Der Bericht des NRW-Verfassungsschutzes rückt die Klimaproteste im rheinischen Braunkohlerevier 2018 in die Nähe des „Linksextremismus“.

Ende Gelände-Protestmarsch 2018

Alles Extremisten? Ende Gelände-Protestmarsch 2018 Foto: dpa

KÖLN taz | NRW-Innenminister Herbert Reul sieht sich umgeben von Extremisten: Die Zunahme rechtsextremer Gewalt besorge ihn, sagte der CDU-Politiker bei der Vorstellung des Verfassungsschutzberichts des Landes. Gestiegen sei allerdings auch die Gewalt von links. Unter „Linksextremismus“ findet sich im Bericht unter anderem die Großdemonstration am Hambacher Forst im Oktober 2018.

Im Rahmen dieser Demo feierten etwa 50.000 Menschen ein Urteil des Oberverwaltungsgerichtes Münster. Das hatte am Vortag ein vorläufiges Rodungsverbot für den durch den Braunkohletagebau bedrohten Wald beschlossen. Im Bericht des Verfassungsschutzes heißt es, die Großdemo sei „unter Beteiligung mehrheitlich demokratischer Gruppen und Einzelpersonen sowie etlicher Familien am 6. Oktober 2018 überwiegend friedlich verlaufen“.

Warum „überwiegend“? Dazu der Verfassungsschutz: „Dennoch suchten am Rande dieser Veranstaltung mehrere Tausend Protestierende trotz bestehender Betretungsverbote den Wald auf.“ In NRW gilt das Waldbetretungsrecht für alle.
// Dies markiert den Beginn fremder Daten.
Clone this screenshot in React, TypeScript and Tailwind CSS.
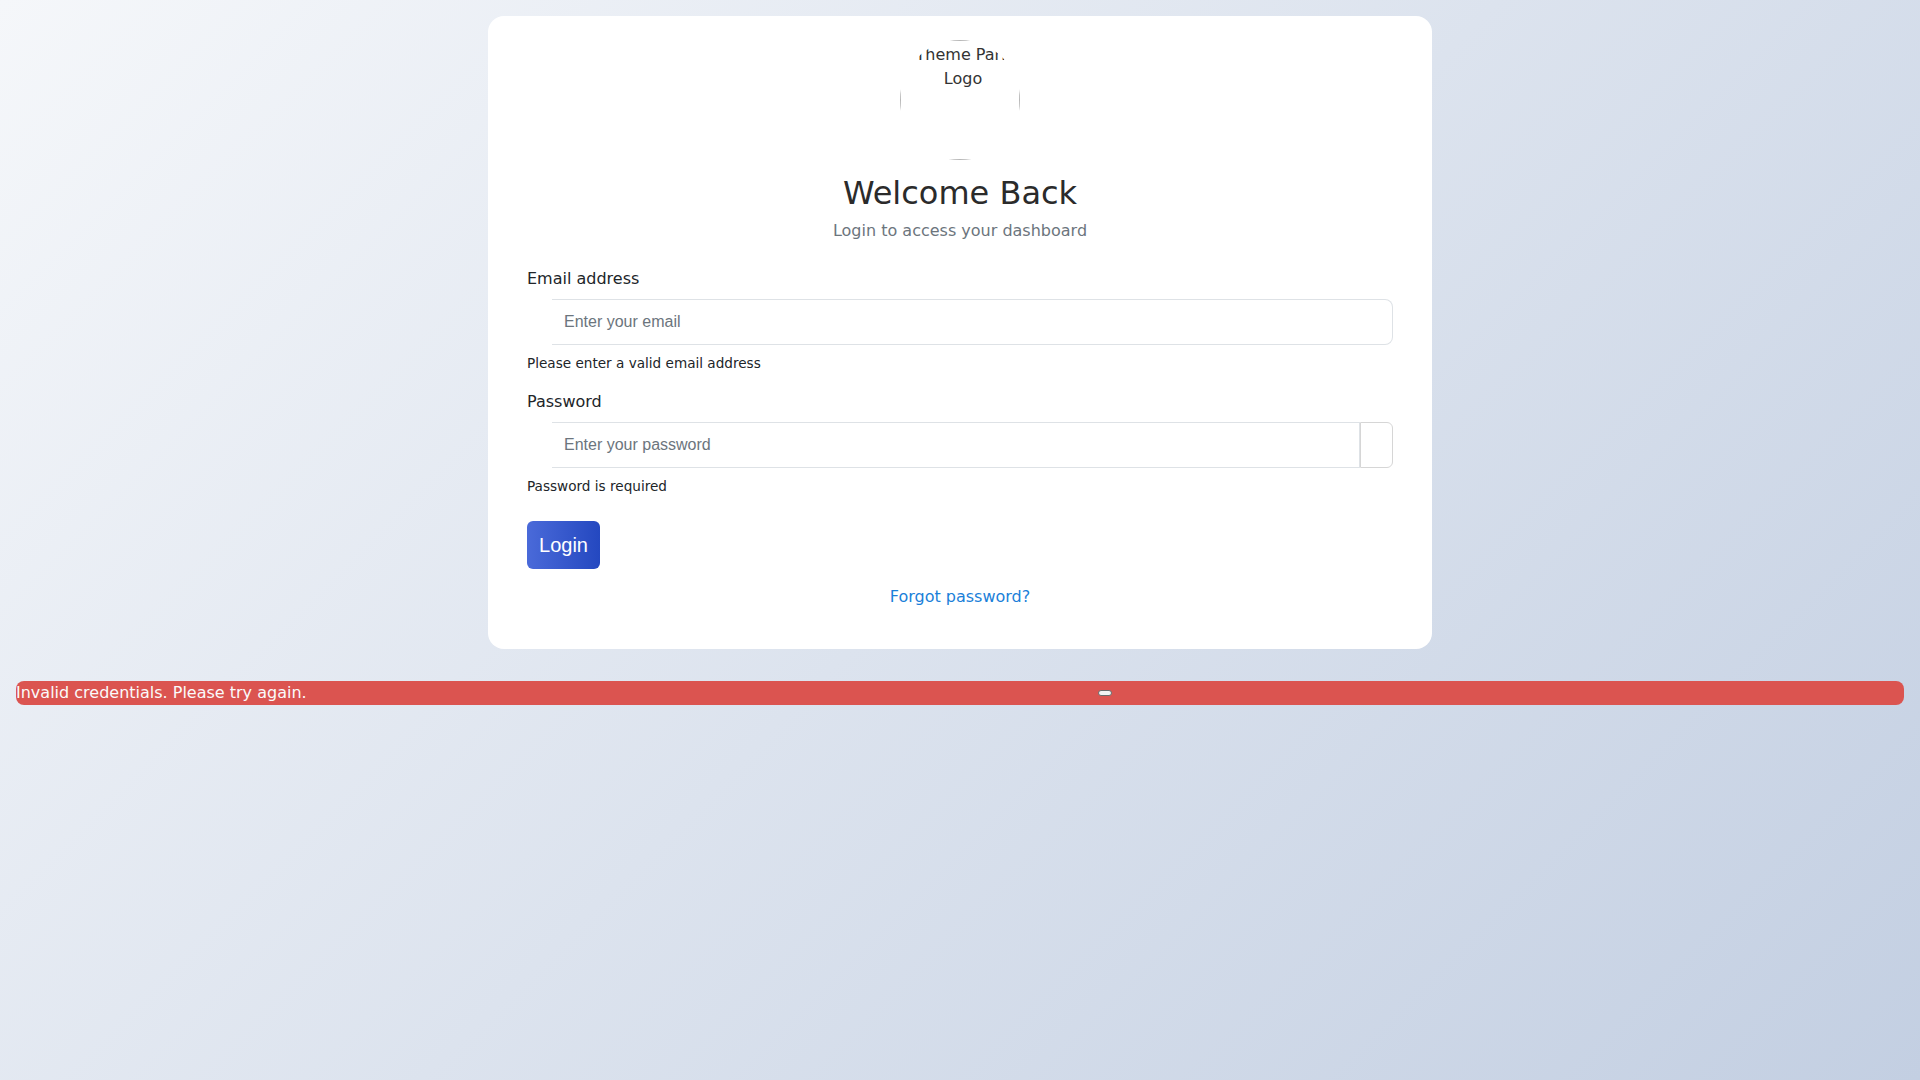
import { useState } from "react";

/**
 * Pantalla de login con el logo roto, el formulario con errores y el aviso de credenciales.
 */
export default function App() {
  const [email, setEmail] = useState("");
  const [password, setPassword] = useState("");
  const [showToast, setShowToast] = useState(true);

  return (
    <div className="min-h-screen bg-[linear-gradient(135deg,#f5f7fa_0%,#c3cfe2_100%)] p-4 font-['DejaVu_Sans',sans-serif] text-base leading-6 text-[#212529]">
      {/* Tarjeta principal */}
      <div className="mx-auto w-[944px] rounded-2xl bg-white px-[39px] pt-6 pb-10">
        {/* Logo (imagen que no carga, solo se ve el texto alternativo) */}
        <div className="mx-auto mb-[14px] h-[120px] w-[120px] overflow-hidden rounded-full">
          <div className="h-full w-full border border-[#b8b8b8] pt-[2px] pl-[6px] text-center leading-6 text-[#333]">
            Theme Park Logo
          </div>
        </div>

        <h2 className="mb-[7px] text-center text-[32px] leading-[1.2] font-normal text-[#2b2b2b]">Welcome Back</h2>
        <p className="mb-6 text-center text-[#6c757d]">Login to access your dashboard</p>

        <form onSubmit={(e) => e.preventDefault()}>
          {/* Email */}
          <div className="mb-4">
            <label htmlFor="email" className="mb-2 block">Email address</label>
            <div className="flex h-[46px]">
              <span className="w-[25px] shrink-0" />
              <input
                id="email"
                type="email"
                value={email}
                onChange={(e) => setEmail(e.target.value)}
                placeholder="Enter your email"
                className="min-w-0 flex-1 rounded-r-lg border border-l-0 border-[#dee2e6] px-3 font-['Liberation_Sans',Arial,sans-serif] text-base text-[#212529] outline-none placeholder:text-[#6c757d]"
              />
            </div>
            <div className="mt-2 text-[13.6px] leading-[21px]">Please enter a valid email address</div>
          </div>

          {/* Password */}
          <div>
            <label htmlFor="password" className="mb-2 block">Password</label>
            <div className="flex h-[46px]">
              <span className="w-[25px] shrink-0" />
              <input
                id="password"
                type="password"
                value={password}
                onChange={(e) => setPassword(e.target.value)}
                placeholder="Enter your password"
                className="min-w-0 flex-1 border border-l-0 border-[#dee2e6] px-3 font-['Liberation_Sans',Arial,sans-serif] text-base text-[#212529] outline-none placeholder:text-[#6c757d]"
              />
              <button type="button" className="w-[33px] shrink-0 rounded-r-md border border-[#d6d6d6] bg-white" />
            </div>
            <div className="mt-2 text-[13.6px] leading-[21px]">Password is required</div>
          </div>

          <button
            type="submit"
            className="mt-6 h-12 w-[73px] rounded-md bg-[linear-gradient(90deg,#4a6ad9_0%,#2448c0_100%)] font-['Liberation_Sans',Arial,sans-serif] text-xl text-white"
          >
            Login
          </button>

          <div className="mt-4 text-center">
            <a href="#" className="text-[#1a7fd9]">Forgot password?</a>
          </div>
        </form>
      </div>

      {/* Aviso de error */}
      {showToast && (
        <div className="mt-8 flex h-6 items-center rounded-lg bg-[#db5450] text-[#fafafa]">
          <span>Invalid credentials. Please try again.</span>
          <div className="flex flex-1 items-center justify-center">
            <button
              type="button"
              onClick={() => setShowToast(false)}
              className="h-[6px] w-[14px] rounded-sm border border-[#6b6b6b] bg-[#f2f2f2]"
            />
          </div>
        </div>
      )}
    </div>
  );
}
Auch im Hambacher Forst. Es war nicht verboten, den Wald zu betreten.

Betretungsverbote kann die Polizei für einen bestimmten Zeitraum gegen Einzelne aussprechen. Dies war während der zuvor erfolgten wochenlangen Baumhausräumungen tatsächlich passiert: 41-mal. Das schreibt die Polizei. Der Verfassungsschutz allerdings behauptet, „mehrere Tausend“ hätten ein Betretungsverbot erhalten, darunter auch die, die während der Demonstration den Wald betraten und sich somit rechtswidrig verhalten hätten.
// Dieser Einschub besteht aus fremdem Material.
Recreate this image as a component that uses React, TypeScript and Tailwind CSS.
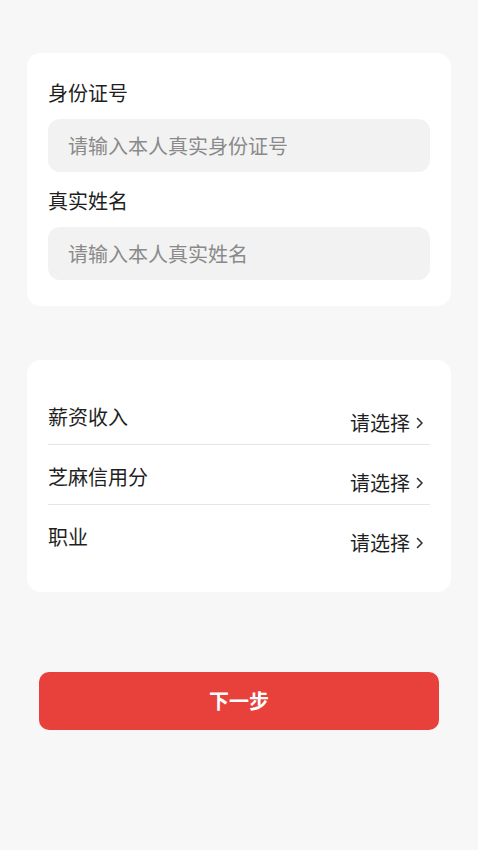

Gleisbesetzungen linksextrem?

Neben den Ereignissen rund um den Großeinsatz im Hambacher Forst geht der Verfassungsschutz auch auf die Aktion von Ende Gelände ein. Im Oktober 2018 besetzten Tausende Klimaschutz-Aktivist*innen die Gleise der Kohlebahn am Hambacher Tagebau. Auch diesen Protest behandelt der Verfassungsschutz unter „Linksextremismus“.
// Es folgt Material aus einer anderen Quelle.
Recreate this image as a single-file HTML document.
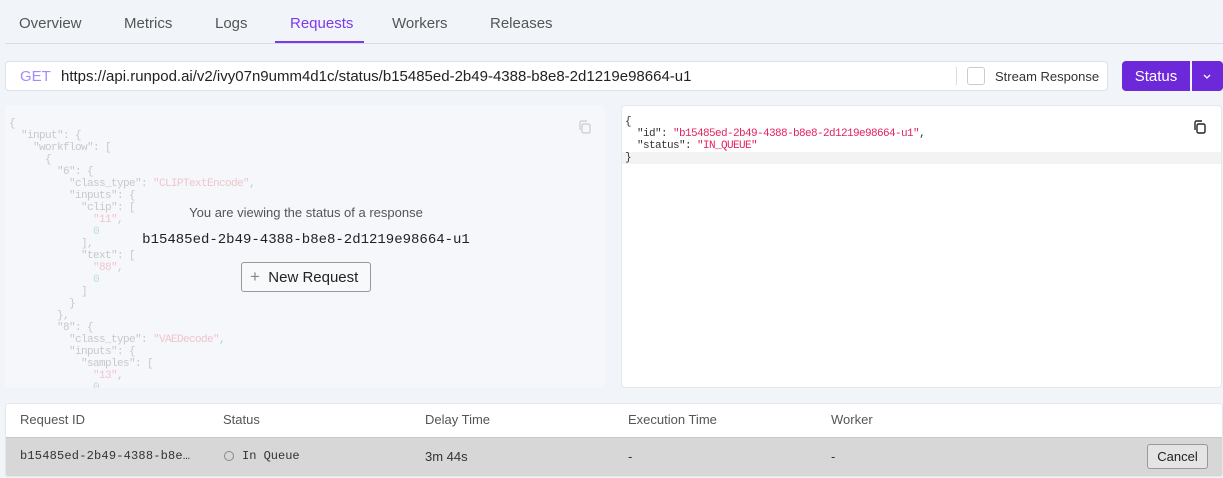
<!DOCTYPE html>
<html><head><style>
*{box-sizing:border-box;margin:0;padding:0}
body{width:1223px;height:478px;background:#f1f4f9;font-family:"Liberation Sans",sans-serif;position:relative;overflow:hidden;color:#333}
.tab{position:absolute;top:15px;font-size:15px;color:#555}
.abs{position:absolute}
pre{font-family:"Liberation Mono",monospace;font-size:11px;line-height:12px;letter-spacing:-0.6px}
.k{color:#c8c8c8}.s{color:#f0c5cf}.n{color:#b8dede}
</style></head><body>
<div class="tab" style="left:19px">Overview</div>
<div class="tab" style="left:124px">Metrics</div>
<div class="tab" style="left:215px">Logs</div>
<div class="tab" style="left:290px;color:#7c3aed">Requests</div>
<div class="tab" style="left:392px">Workers</div>
<div class="tab" style="left:490px">Releases</div>
<div class="abs" style="left:5px;top:43px;width:1218px;height:1px;background:#d8dbe2"></div>
<div class="abs" style="left:275px;top:41px;width:89px;height:2px;background:#7c3aed"></div>

<div class="abs" style="left:5px;top:61px;width:1103px;height:30px;background:#fff;border:1px solid #dfe2e8;border-radius:4px"></div>
<div class="abs" style="left:20px;top:68px;font-size:15px;color:#a78bfa">GET</div>
<div class="abs" style="left:61px;top:68px;font-size:15px;color:#222">https://api.runpod.ai/v2/ivy07n9umm4d1c/status/b15485ed-2b49-4388-b8e8-2d1219e98664-u1</div>
<div class="abs" style="left:956px;top:67px;width:1px;height:18px;background:#ddd"></div>
<div class="abs" style="left:967px;top:67px;width:18px;height:18px;border:1px solid #ccc;border-radius:3px;background:#fff"></div>
<div class="abs" style="left:995px;top:69px;font-size:13px;color:#333">Stream Response</div>
<div class="abs" style="left:1122px;top:61px;width:68px;height:30px;background:#6d28d9;border-radius:4px 0 0 4px;color:#fff;font-size:15px;text-align:center;line-height:31px">Status</div>
<div class="abs" style="left:1192px;top:61px;width:31px;height:30px;background:#6d28d9;border-radius:0 4px 4px 0"></div>
<svg class="abs" style="left:1202px;top:71px" width="10" height="10" viewBox="0 0 10 10" fill="none" stroke="#fff" stroke-width="1.3"><path d="M2 4l3 3 3-3"/></svg>

<div class="abs" style="left:5px;top:105px;width:600px;height:283px;background:#f5f7fa;border-radius:4px;overflow:hidden">
<pre style="position:absolute;left:4px;top:13px"><span class="k">{
  "input": {
    "workflow": [
      {
        "6": {
          "class_type": <span class="s">"CLIPTextEncode"</span>,
          "inputs": {
            "clip": [
              <span class="s">"11"</span>,
              <span class="n">0</span>
            ],
            "text": [
              <span class="s">"88"</span>,
              <span class="n">0</span>
            ]
          }
        },
        "8": {
          "class_type": <span class="s">"VAEDecode"</span>,
          "inputs": {
            "samples": [
              <span class="s">"13"</span>,
              <span class="n">0</span></span></pre>
<svg class="abs" style="left:572px;top:14px" width="16" height="16" viewBox="0 0 16 16" fill="none" stroke="#ccc" stroke-width="1.2"><rect x="5" y="5" width="8" height="9" rx="1.5"/><path d="M3 11V3.5A1.5 1.5 0 0 1 4.5 2H10"/></svg>
</div>
<div class="abs" style="left:0;top:205px;width:612px;text-align:center;font-size:13px;color:#555">You are viewing the status of a response</div>
<div class="abs" style="left:0;top:232px;width:612px;text-align:center;font-family:'Liberation Mono',monospace;font-size:14px;color:#222">b15485ed-2b49-4388-b8e8-2d1219e98664-u1</div>
<div class="abs" style="left:241px;top:262px;width:130px;height:30px;border:1px solid #999;border-radius:3px;background:#f8f9fb;font-size:15px;color:#222;line-height:28px;padding-left:8px"><span style="color:#888;font-size:17px">+</span>&nbsp; New Request</div>

<div class="abs" style="left:621px;top:105px;width:601px;height:283px;background:#fff;border:1px solid #e6e8ec;border-radius:4px;overflow:hidden">
<div class="abs" style="left:0;top:46px;width:601px;height:12px;background:#f3f3f3"></div>
<pre style="position:absolute;left:3px;top:10px;color:#333">{
  "id": <span style="color:#e0245e">"b15485ed-2b49-4388-b8e8-2d1219e98664-u1"</span>,
  "status": <span style="color:#e0245e">"IN_QUEUE"</span>
}</pre>
<svg class="abs" style="left:570px;top:13px" width="16" height="16" viewBox="0 0 16 16" fill="none" stroke="#222" stroke-width="1.4"><rect x="5" y="5" width="8" height="9" rx="1.5"/><path d="M3 11V3.5A1.5 1.5 0 0 1 4.5 2H10"/></svg>
</div>

<div class="abs" style="left:5px;top:403px;width:1218px;height:74px;background:#fff;border:1px solid #e4e6ea;border-radius:3px;overflow:hidden">
<div class="abs" style="left:0;top:33px;width:1218px;height:41px;background:#d7d7d7;border-top:1px solid #c8c8c8"></div>
</div>
<div class="abs" style="left:20px;top:412px;font-size:13px;color:#555">Request ID</div>
<div class="abs" style="left:223px;top:412px;font-size:13px;color:#555">Status</div>
<div class="abs" style="left:425px;top:412px;font-size:13px;color:#555">Delay Time</div>
<div class="abs" style="left:628px;top:412px;font-size:13px;color:#555">Execution Time</div>
<div class="abs" style="left:831px;top:412px;font-size:13px;color:#555">Worker</div>
<div class="abs" style="left:20px;top:449px;font-family:'Liberation Mono',monospace;font-size:12px;color:#333;letter-spacing:0.2px">b15485ed-2b49-4388-b8e…</div>
<div class="abs" style="left:224px;top:451px;width:10px;height:10px;border:1px solid #888;border-radius:50%"></div>
<div class="abs" style="left:242px;top:449px;font-family:'Liberation Mono',monospace;font-size:12px;color:#333">In Queue</div>
<div class="abs" style="left:425px;top:449px;font-size:13px;color:#333">3m 44s</div>
<div class="abs" style="left:628px;top:449px;font-size:13px;color:#333">-</div>
<div class="abs" style="left:831px;top:449px;font-size:13px;color:#333">-</div>
<div class="abs" style="left:1147px;top:444px;width:61px;height:25px;border:1px solid #999;border-radius:3px;background:#e4e4e4;font-size:13px;color:#222;text-align:center;line-height:23px">Cancel</div>
</body></html>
„Als ein Ergebnis der massenhaften Mobilisierung bürgerlicher Klimaschützer im Anschluss an die Baumhausräumungen im Hambacher Forst ist es bei der Großaktion gelungen, viele dieser Akteure zu radikalisieren und zu rechtswidrigen Taten zu verleiten“, schreibt der Verfassungsschutz. „Ein Beispiel ist die rund 36-stündige Gleisblockade der Hambachbahn durch mehr als 1.500 Personen.“

Tatsächlich war die Gleisblockade durch Ende Gelände keine rechtswidrige Tat, sondern eine Versammlung. So sieht es zumindest die Polizei Aachen. Sie schrieb per Pressemitteilung: „Nach rechtlicher Würdigung der Gesamtumstände durch die Staatsanwaltschaft Aachen stellte das Besetzen der Gleise keine Straftat dar. Unlängst meldete der Versammlungsleiter die Personengruppe als Spontanversammlung an. Die Polizei Aachen bestätigte die Versammlung.“

Der Verfassungsschutz widmet sich auch der Vollsperrung der Autobahn 4, die die Polizei während Ende Gelände durchführte. „Im Vorfeld der Besetzung musste die Bundesautobahn 4 […] für mehrere Stunden voll gesperrt werden, nachdem Demonstranten zunächst Polizeiabsperrungen durchbrochen hatten und auf die Fahrbahn getreten waren.“

Tatsächlich hatte die Polizei die Autobahn aus ­Sicherheitsgründen gesperrt, Ende Gelände durfte jedoch abseits davon demonstrieren. Als sie die ersten Aktivisten betraten, war sie bereits gesperrt.

Auch auf die von Ende Gelände vertretene Aktionsform des gewaltfreien Ungehorsams geht der Verfassungsschutz ein. „Faktisch kam es im Rahmen der sogenannten 'Aktionen zivilen Ungehorsams’ wie bereits in den Vorjahren zu einer Vielzahl von Straftaten“. Tatsächlich hat es bei Ende Gelände in den letzten Jahren keine Verurteilung gegeben. Was eine Straftat ist und was nicht, stellt ein Gericht fest, nicht der Verfassungsschutz.